Both boundary lines count: repeat, exactly and alone, the lines from the one containing "Write a component" to the one containing "const Info = ()", with pictures left out.

━━━━━ Entries provided ━━━━━

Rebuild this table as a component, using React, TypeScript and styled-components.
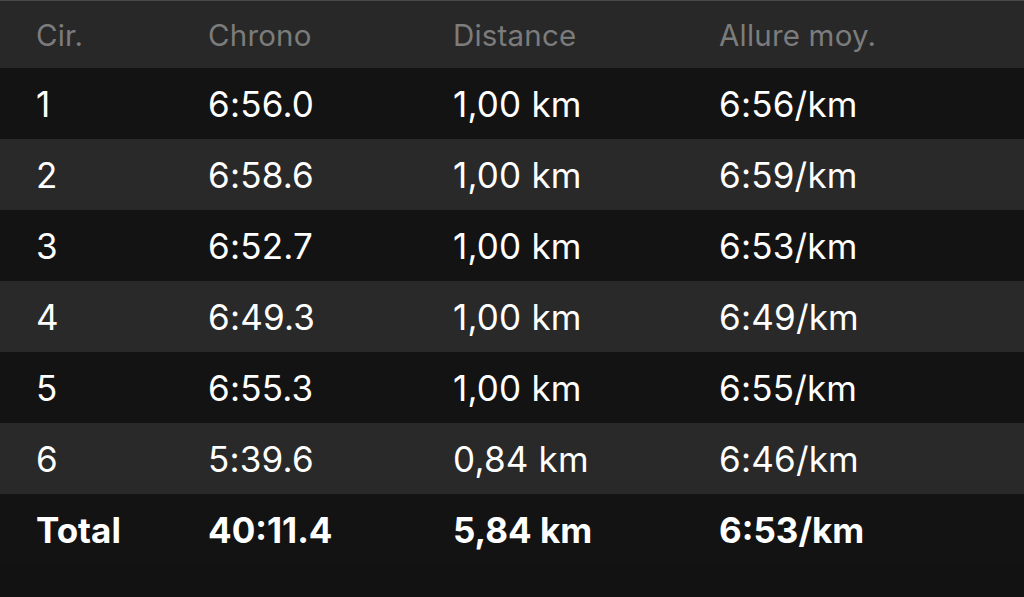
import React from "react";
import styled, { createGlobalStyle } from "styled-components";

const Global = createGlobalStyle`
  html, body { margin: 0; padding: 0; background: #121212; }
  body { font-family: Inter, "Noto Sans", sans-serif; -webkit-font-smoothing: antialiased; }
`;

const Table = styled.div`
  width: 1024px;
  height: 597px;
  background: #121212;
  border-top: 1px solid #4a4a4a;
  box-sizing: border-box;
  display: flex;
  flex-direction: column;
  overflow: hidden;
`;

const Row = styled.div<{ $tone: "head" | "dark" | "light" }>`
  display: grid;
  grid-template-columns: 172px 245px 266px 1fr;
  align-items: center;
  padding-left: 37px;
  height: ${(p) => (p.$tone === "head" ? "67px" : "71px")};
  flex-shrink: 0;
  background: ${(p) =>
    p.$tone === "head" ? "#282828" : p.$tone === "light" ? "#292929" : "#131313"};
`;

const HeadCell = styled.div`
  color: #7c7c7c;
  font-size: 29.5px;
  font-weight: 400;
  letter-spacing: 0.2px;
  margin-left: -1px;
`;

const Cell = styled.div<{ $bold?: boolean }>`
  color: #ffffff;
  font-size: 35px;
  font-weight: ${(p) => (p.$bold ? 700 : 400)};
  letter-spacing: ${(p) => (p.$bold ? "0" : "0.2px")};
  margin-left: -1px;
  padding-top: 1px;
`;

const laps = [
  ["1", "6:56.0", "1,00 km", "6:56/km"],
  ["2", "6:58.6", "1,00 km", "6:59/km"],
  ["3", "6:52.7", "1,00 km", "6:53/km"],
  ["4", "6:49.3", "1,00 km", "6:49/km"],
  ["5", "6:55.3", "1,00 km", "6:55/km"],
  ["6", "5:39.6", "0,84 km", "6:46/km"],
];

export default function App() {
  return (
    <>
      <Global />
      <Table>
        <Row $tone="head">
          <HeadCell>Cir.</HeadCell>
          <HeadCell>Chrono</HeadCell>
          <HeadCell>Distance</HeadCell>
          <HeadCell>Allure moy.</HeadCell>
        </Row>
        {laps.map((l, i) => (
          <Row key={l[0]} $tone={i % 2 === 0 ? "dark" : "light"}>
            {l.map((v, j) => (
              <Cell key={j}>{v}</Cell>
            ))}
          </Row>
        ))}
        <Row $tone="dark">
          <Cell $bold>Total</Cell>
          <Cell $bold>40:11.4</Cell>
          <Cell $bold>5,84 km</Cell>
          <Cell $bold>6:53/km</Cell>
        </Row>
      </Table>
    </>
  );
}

━━━━━
━━━━━ Entries provided ━━━━━

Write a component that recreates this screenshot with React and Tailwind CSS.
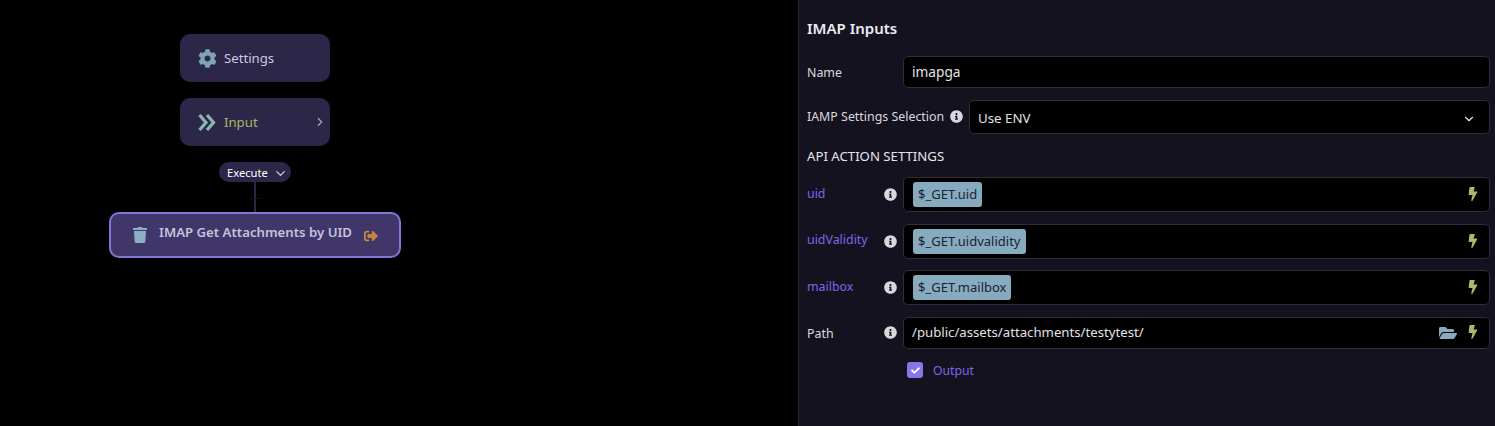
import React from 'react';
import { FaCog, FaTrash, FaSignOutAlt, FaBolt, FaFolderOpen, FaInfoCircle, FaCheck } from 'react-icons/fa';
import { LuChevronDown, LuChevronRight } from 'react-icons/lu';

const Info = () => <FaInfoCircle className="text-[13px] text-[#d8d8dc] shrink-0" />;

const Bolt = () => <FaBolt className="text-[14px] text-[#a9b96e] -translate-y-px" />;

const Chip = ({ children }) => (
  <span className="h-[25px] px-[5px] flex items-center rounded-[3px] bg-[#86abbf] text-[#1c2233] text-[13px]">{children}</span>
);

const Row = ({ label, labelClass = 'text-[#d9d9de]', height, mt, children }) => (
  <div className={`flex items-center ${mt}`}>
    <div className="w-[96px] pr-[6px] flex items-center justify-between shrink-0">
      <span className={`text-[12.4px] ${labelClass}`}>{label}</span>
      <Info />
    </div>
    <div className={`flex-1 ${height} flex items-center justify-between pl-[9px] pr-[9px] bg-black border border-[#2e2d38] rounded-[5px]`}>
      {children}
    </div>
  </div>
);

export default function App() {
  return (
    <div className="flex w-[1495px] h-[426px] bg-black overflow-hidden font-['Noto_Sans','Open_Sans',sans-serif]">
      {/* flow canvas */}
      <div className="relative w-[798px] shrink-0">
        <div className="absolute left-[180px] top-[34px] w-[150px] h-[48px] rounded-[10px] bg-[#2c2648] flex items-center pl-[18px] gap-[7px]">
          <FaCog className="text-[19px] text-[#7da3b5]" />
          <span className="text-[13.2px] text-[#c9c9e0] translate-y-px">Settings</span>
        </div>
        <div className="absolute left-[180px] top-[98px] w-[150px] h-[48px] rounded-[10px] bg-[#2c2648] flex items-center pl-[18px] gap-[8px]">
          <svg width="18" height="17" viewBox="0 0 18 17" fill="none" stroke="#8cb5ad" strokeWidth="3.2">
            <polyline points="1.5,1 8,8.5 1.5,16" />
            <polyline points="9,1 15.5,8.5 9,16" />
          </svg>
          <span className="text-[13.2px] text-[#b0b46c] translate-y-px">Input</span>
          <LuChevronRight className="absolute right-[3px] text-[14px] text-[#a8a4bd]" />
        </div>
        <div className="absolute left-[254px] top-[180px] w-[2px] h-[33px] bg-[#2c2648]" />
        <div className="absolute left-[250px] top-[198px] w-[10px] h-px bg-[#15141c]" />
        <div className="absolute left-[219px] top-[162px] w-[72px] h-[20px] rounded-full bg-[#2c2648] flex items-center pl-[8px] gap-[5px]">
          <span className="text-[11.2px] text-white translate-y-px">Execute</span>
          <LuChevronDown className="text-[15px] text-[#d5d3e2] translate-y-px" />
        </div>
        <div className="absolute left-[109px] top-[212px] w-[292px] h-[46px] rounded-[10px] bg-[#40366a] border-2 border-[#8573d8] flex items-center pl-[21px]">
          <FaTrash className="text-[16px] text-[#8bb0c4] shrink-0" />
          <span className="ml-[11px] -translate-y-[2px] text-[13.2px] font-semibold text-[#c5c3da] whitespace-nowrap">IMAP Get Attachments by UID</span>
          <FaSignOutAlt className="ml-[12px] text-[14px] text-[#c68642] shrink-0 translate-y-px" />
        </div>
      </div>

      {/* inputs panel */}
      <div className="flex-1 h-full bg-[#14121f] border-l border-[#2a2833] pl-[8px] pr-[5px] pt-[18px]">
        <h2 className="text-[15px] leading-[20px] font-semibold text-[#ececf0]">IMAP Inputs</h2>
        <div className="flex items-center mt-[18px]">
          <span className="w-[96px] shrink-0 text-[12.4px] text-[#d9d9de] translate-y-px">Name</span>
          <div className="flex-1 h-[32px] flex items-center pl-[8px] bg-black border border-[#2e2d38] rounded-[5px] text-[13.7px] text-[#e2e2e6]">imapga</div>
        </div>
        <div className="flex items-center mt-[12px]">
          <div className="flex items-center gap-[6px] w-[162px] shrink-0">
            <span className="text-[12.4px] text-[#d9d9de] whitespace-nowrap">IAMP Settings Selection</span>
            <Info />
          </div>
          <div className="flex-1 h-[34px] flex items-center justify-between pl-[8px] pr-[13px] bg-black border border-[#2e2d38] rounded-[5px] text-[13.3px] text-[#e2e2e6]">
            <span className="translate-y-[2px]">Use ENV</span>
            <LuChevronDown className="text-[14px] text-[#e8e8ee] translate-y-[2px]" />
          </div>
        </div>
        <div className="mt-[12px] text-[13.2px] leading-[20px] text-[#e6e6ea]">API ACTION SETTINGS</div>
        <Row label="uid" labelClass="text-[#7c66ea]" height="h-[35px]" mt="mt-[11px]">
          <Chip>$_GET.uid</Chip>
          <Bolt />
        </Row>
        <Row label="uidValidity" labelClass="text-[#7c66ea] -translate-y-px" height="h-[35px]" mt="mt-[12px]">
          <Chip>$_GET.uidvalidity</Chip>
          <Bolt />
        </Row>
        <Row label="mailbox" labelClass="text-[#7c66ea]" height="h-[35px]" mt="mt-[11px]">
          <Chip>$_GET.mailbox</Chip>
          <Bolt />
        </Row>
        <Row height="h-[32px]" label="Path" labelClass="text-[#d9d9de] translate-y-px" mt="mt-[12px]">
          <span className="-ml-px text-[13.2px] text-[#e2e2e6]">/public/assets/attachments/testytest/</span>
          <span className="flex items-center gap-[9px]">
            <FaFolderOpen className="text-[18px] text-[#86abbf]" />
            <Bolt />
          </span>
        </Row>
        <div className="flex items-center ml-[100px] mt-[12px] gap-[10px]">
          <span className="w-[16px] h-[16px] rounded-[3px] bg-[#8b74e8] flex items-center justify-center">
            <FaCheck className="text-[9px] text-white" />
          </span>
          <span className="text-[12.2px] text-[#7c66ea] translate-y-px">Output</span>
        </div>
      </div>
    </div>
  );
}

━━━━━

#### Response:
Write a component that recreates this screenshot with React and Tailwind CSS.
import React from 'react';
import { FaCog, FaTrash, FaSignOutAlt, FaBolt, FaFolderOpen, FaInfoCircle, FaCheck } from 'react-icons/fa';
import { LuChevronDown, LuChevronRight } from 'react-icons/lu';

const Info = () => <FaInfoCircle className="text-[13px] text-[#d8d8dc] shrink-0" />;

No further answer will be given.